*Your goal:* Every line that contains the word "components" should be copied out.

*Recorded data:*
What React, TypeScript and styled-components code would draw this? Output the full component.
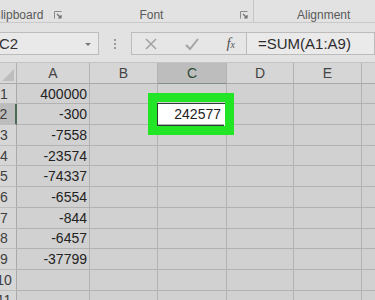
import styled, { createGlobalStyle } from 'styled-components';

const GlobalStyle = createGlobalStyle`
  html, body {
    margin: 0;
    padding: 0;
    background: #d1d1d1;
    overflow: hidden;
  }
  * {
    box-sizing: border-box;
  }
`;

const columns = [
  { name: 'A', width: 73 },
  { name: 'B', width: 68 },
  { name: 'C', width: 69 },
  { name: 'D', width: 67 },
  { name: 'E', width: 68 },
  { name: '', width: 40 },
];

const values: Record<number, string> = {
  1: '400000',
  2: '-300',
  3: '-7558',
  4: '-23574',
  5: '-74337',
  6: '-6554',
  7: '-844',
  8: '-6457',
  9: '-37799',
};

const rows = Array.from({ length: 11 }, (_, i) => i + 1);

const Launcher = () => (
  <svg width="8" height="8" viewBox="0 0 8 8">
    <path d="M0.5 0.5H7.5M0.5 0.5V7.5" stroke="#8a8a8a" strokeWidth="1" fill="none" />
    <path d="M3 3L7 7M4 7H7V4" stroke="#6f6f6f" strokeWidth="1.2" fill="none" />
  </svg>
);

const App = () => {
  return (
    <>
      <GlobalStyle />
      <Page>
        <Ribbon>
          <Group style={{ width: 253 }}>
            <GroupLabel indent={-8} gap={11}>
              Clipboard
              <Launcher />
            </GroupLabel>
            <GroupLabel indent={77} gap={77}>
              Font
              <Launcher />
            </GroupLabel>
          </Group>
          <Divider />
          <Group style={{ flex: 1 }}>
            <GroupLabel indent={43} gap={0}>
              Alignment
            </GroupLabel>
          </Group>
        </Ribbon>

        <FormulaRow>
          <NameBox>
            <span>C2</span>
            <Caret />
          </NameBox>
          <Dots>
            <i />
            <i />
            <i />
          </Dots>
          <ActionBox>
            <svg width="14" height="14" viewBox="0 0 14 14">
              <path d="M2 2L12 12M12 2L2 12" stroke="#a3a3a3" strokeWidth="1.6" />
            </svg>
            <svg width="16" height="14" viewBox="0 0 16 14">
              <path d="M2 8L6 12L14 2" stroke="#a3a3a3" strokeWidth="2" fill="none" />
            </svg>
            <Fx>
              f<sub>x</sub>
            </Fx>
          </ActionBox>
          <FormulaInput>=SUM(A1:A9)</FormulaInput>
        </FormulaRow>

        <Sheet cols={columns.map((c) => c.width)}>
          <Corner>
            <svg width="12" height="12" viewBox="0 0 12 12">
              <path d="M12 0V12H0Z" fill="#bdbdbd" />
            </svg>
          </Corner>
          {columns.map((c) => (
            <ColHeader key={c.name || 'x'} active={c.name === 'C'}>
              {c.name}
            </ColHeader>
          ))}
          {rows.map((r) => (
            <Row key={r}>
              <RowHeader active={r === 2}>{r}</RowHeader>
              {columns.map((c) => {
                const selected = r === 2 && c.name === 'C';
                return (
                  <Cell key={c.name || 'x'} selected={selected}>
                    {c.name === 'A' && values[r]}
                    {selected && (
                      <>
                        242577
                        <FillHandle />
                        <Highlight />
                      </>
                    )}
                  </Cell>
                );
              })}
            </Row>
          ))}
        </Sheet>
      </Page>
    </>
  );
};

export default App;

const Page = styled.div`
  width: 375px;
  height: 300px;
  overflow: hidden;
  background: #d1d1d1;
  font-family: 'Liberation Sans', Arial, sans-serif;
`;

const Ribbon = styled.div`
  display: flex;
  height: 23px;
  background: #e2e2e2;
  border-bottom: 1px solid #c9c9c9;
`;

const Group = styled.div`
  display: flex;
  align-items: center;
  height: 100%;
`;

const GroupLabel = styled.div<{ indent: number; gap: number }>`
  display: flex;
  align-items: center;
  gap: ${({ gap }) => gap}px;
  margin-left: ${({ indent }) => indent}px;
  padding-top: 7px;
  font-size: 12px;
  color: #5a5a5a;
  white-space: nowrap;
`;

const Divider = styled.div`
  width: 1px;
  height: 100%;
  background: #c6c6c6;
`;

const FormulaRow = styled.div`
  display: flex;
  align-items: center;
  height: 39px;
  padding-top: 2px;
  background: #e2e2e2;
`;

const NameBox = styled.div`
  display: flex;
  align-items: center;
  justify-content: space-between;
  width: 108px;
  height: 23px;
  margin-left: -9px;
  padding: 0 7px 0 7px;
  background: #e9e9e9;
  border: 1px solid #bcbcbc;
  font-size: 15px;
  color: #333;
`;

const Caret = styled.span`
  width: 0;
  height: 0;
  margin-top: 2px;
  border-left: 3px solid transparent;
  border-right: 3px solid transparent;
  border-top: 3px solid #777;
`;

const Dots = styled.div`
  display: flex;
  flex-direction: column;
  gap: 2px;
  margin: 0 15px 0 15px;
  i {
    width: 2px;
    height: 2px;
    background: #9a9a9a;
  }
`;

const ActionBox = styled.div`
  display: flex;
  align-items: center;
  justify-content: space-between;
  width: 116px;
  height: 23px;
  padding: 0 11px 0 12px;
  background: #e6e6e6;
  border: 1px solid #bcbcbc;
`;

const Fx = styled.span`
  font-family: 'Liberation Serif', 'Times New Roman', serif;
  font-style: italic;
  font-size: 15px;
  color: #555;
  sub {
    font-size: 10px;
    vertical-align: 0;
  }
`;

const FormulaInput = styled.div`
  flex: 1;
  display: flex;
  align-items: center;
  height: 23px;
  padding-left: 11px;
  background: #eaeaea;
  border: 1px solid #bcbcbc;
  border-left: none;
  font-size: 15px;
  color: #2d2d2d;
`;

const Sheet = styled.div<{ cols: number[] }>`
  display: grid;
  grid-template-columns: 28px ${({ cols }) => cols.map((w) => `${w}px`).join(' ')};
  grid-auto-rows: 20.7px;
  margin-left: -11px;
  border-top: 1px solid #c4c4c4;
`;

const Corner = styled.div`
  display: flex;
  align-items: flex-end;
  justify-content: flex-end;
  height: 21px;
  padding: 0 2px 2px 0;
  background: #d8d8d8;
  border-right: 1px solid #b0b0b0;
  border-bottom: 1px solid #aaa;
`;

const ColHeader = styled.div<{ active?: boolean }>`
  display: flex;
  align-items: center;
  justify-content: center;
  height: 21px;
  font-size: 14px;
  color: ${({ active }) => (active ? '#2f4a35' : '#444')};
  background: ${({ active }) => (active ? '#bdbdbd' : '#d6d6d6')};
  border-right: 1px solid #b3b3b3;
  border-bottom: 1px solid ${({ active }) => (active ? '#7f8f84' : '#a9a9a9')};
`;

const Row = styled.div`
  display: contents;
`;

const RowHeader = styled.div<{ active?: boolean }>`
  display: flex;
  align-items: center;
  justify-content: center;
  padding-left: 3px;
  font-size: 14px;
  color: #3e3e3e;
  background: ${({ active }) => (active ? '#bcbcbc' : '#d6d6d6')};
  border-bottom: 1px solid #bdbdbd;
  border-right: ${({ active }) => (active ? '2px solid #4b6a55' : '1px solid #aaa')};
`;

const Cell = styled.div<{ selected?: boolean }>`
  position: relative;
  z-index: ${({ selected }) => (selected ? 2 : 'auto')};
  display: flex;
  align-items: center;
  justify-content: flex-end;
  padding-right: ${({ selected }) => (selected ? 5 : 2)}px;
  font-size: 14px;
  color: #232323;
  background: ${({ selected }) => (selected ? '#ffffff' : '#d1d1d1')};
  border-right: 1px solid #b2b2b2;
  border-bottom: 1px solid #b2b2b2;
  outline: ${({ selected }) => (selected ? '1.5px solid #2d3b31' : 'none')};
`;

const FillHandle = styled.span`
  position: absolute;
  right: -3px;
  bottom: -3px;
  width: 5px;
  height: 5px;
  background: #2f4a37;
  border: 1px solid #fff;
`;

const Highlight = styled.span`
  position: absolute;
  top: -11px;
  left: -10px;
  right: -8px;
  bottom: -11px;
  border: 9px solid #22e525;
  pointer-events: none;
`;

*Final result:*
What React, TypeScript and styled-components code would draw this? Output the full component.
import styled, { createGlobalStyle } from 'styled-components';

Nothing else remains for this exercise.